U.S. Secretary of State John Kerry warned Aug. 15 that Iraq risked destabilization from Sunni and Shiite extremists as civil war flares in neighboring Syria.
Meeting Iraqi Foreign Minister Hoshyar Zebari, Kerry said that Iraq faced “increasingly turbulent, violent and unpredictable” regional currents.
“Sunni and Shia extremists on both sides of the sectarian divide throughout the region have an ability to be able to threaten Iraq’s stability if they’re not checked,” Kerry told reporters.
Kerry condemned the “horrific series of assaults” by Al-Qaeda, including Sunday’s attacks that killed 74 people during the Eid al-Fitr holiday.
An Al-Qaeda front group took credit, saying that Shiites “will not dream of security during night or day, during Eid or other” days.
“With many Al-Qaeda leaders now operating in Syria, we all need to accelerate our work in order to set the conditions for diplomatic settlement for the Syrian crisis,” Kerry said.
The United States, along with Sunni monarchies Qatar and Saudi Arabia, has supported the rebels but says it only provides non-lethal assistance.
Iraq ‘not having a sectarian war’: Zebari
The United States has pledged further aid to the rebels after concluding that Assad used chemical weapons.
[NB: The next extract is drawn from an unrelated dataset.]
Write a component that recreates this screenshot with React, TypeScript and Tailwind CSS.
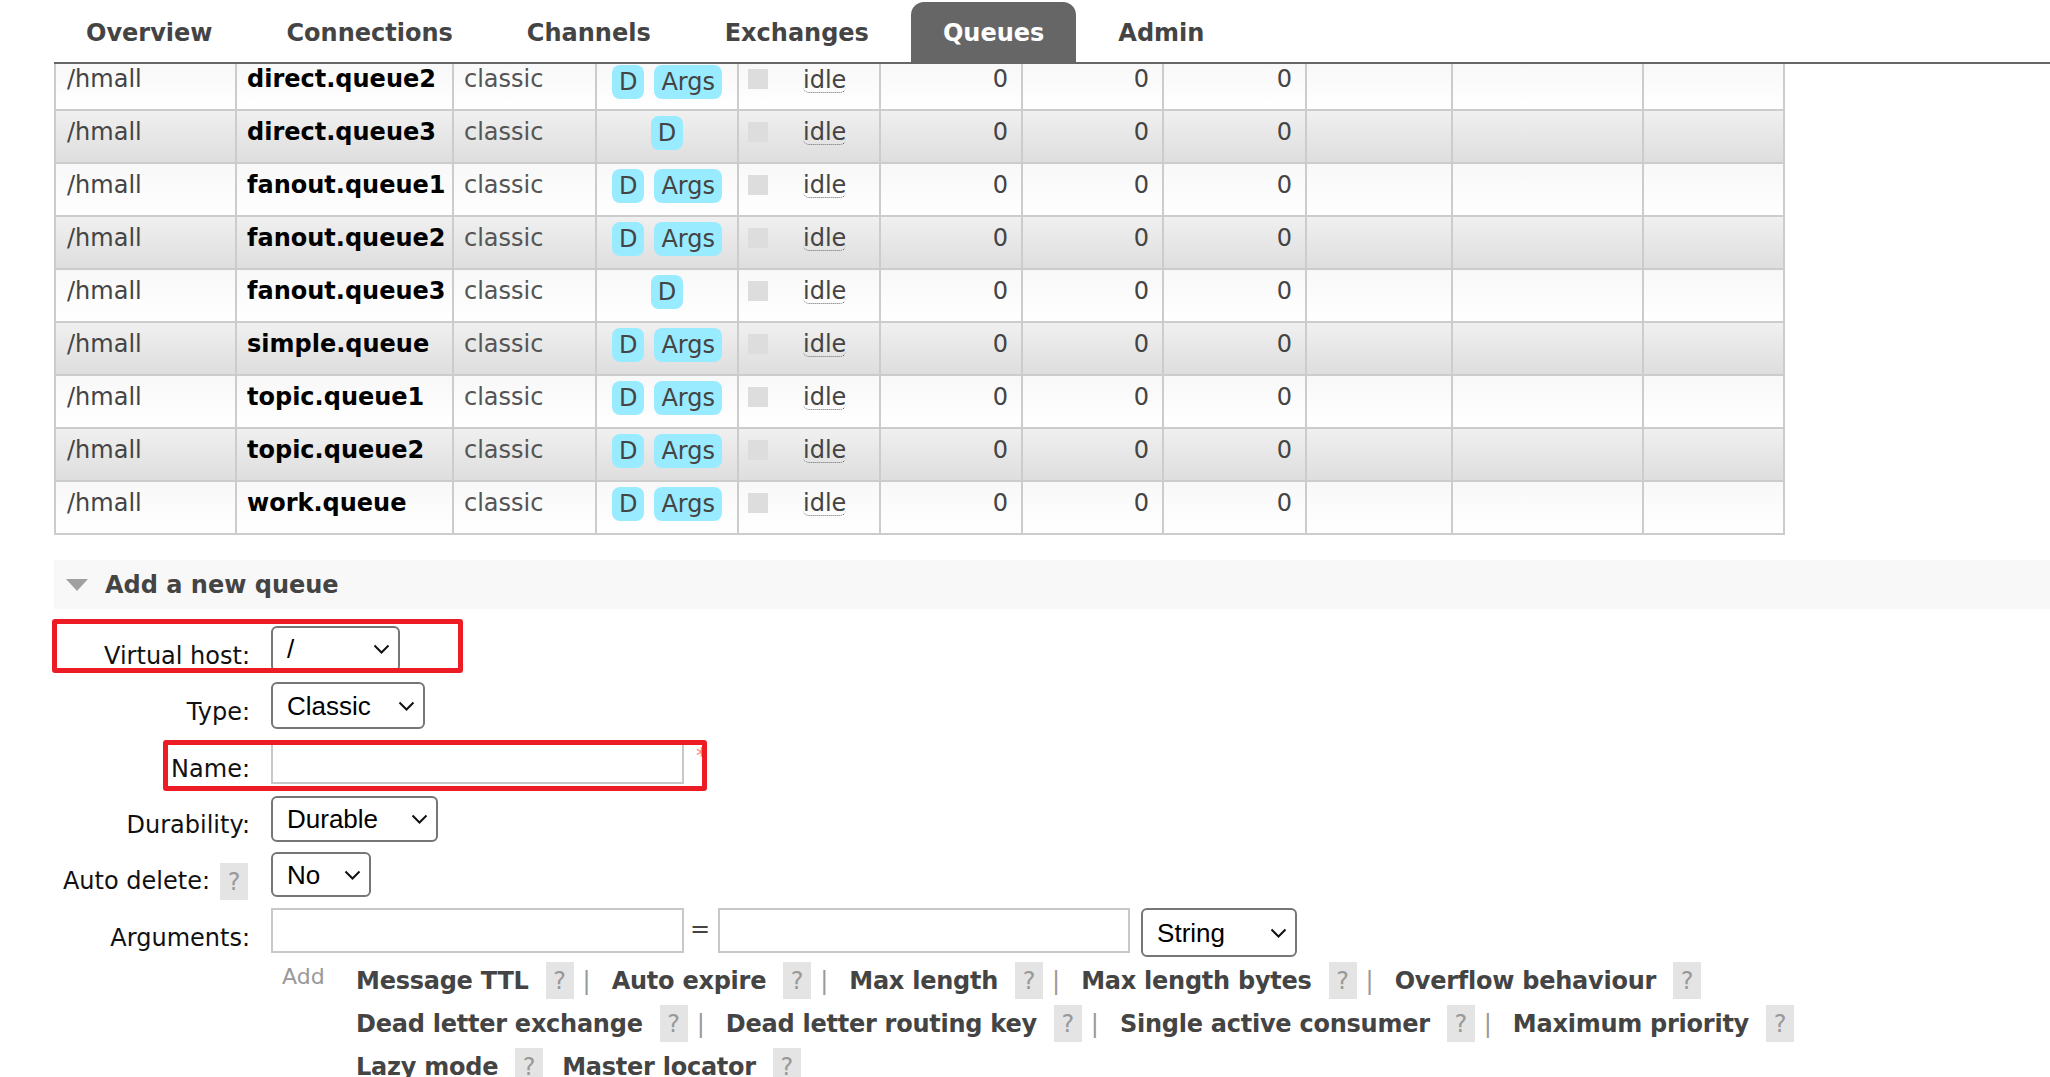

Al-Assad receives support from Iran, a Shiite theocracy and US adversary, and the Lebanese Shiite movement Hezbollah.
The United States has accused Iraq – whose Shiite majority took charge after US-led forces toppled Saddam Hussein – of turning a blind eye to Iranian shipments over its soil of weapons to Syria.
Kerry said he would talk to Zebari about weapons both going in and out of Syria. “It’s a two-way street. It’s a dangerous street,” Kerry said.
Zebari said that Iraq was pursuing “an independent and neutral position” on Syria.
“We kept our distance on both sides of the conflict and Iraq has not provided arms, money or oil to the Syrian regime,” he said.
Zebari said that Iraq is “not having a civil or sectarian war,” calling Al-Qaeda a global threat.
“We’ve been there before in 2007, 2008,” he said, referring to intense sectarian bloodshed at the time. “We are not going to go there again.” In the latest attacks, coordinated bombings in mostly Shiite areas of Baghdad killed 24 people on Aug. 15.
The killings came a day after Prime Minister Nuri al-Maliki vowed large-scale efforts to hunt for militants.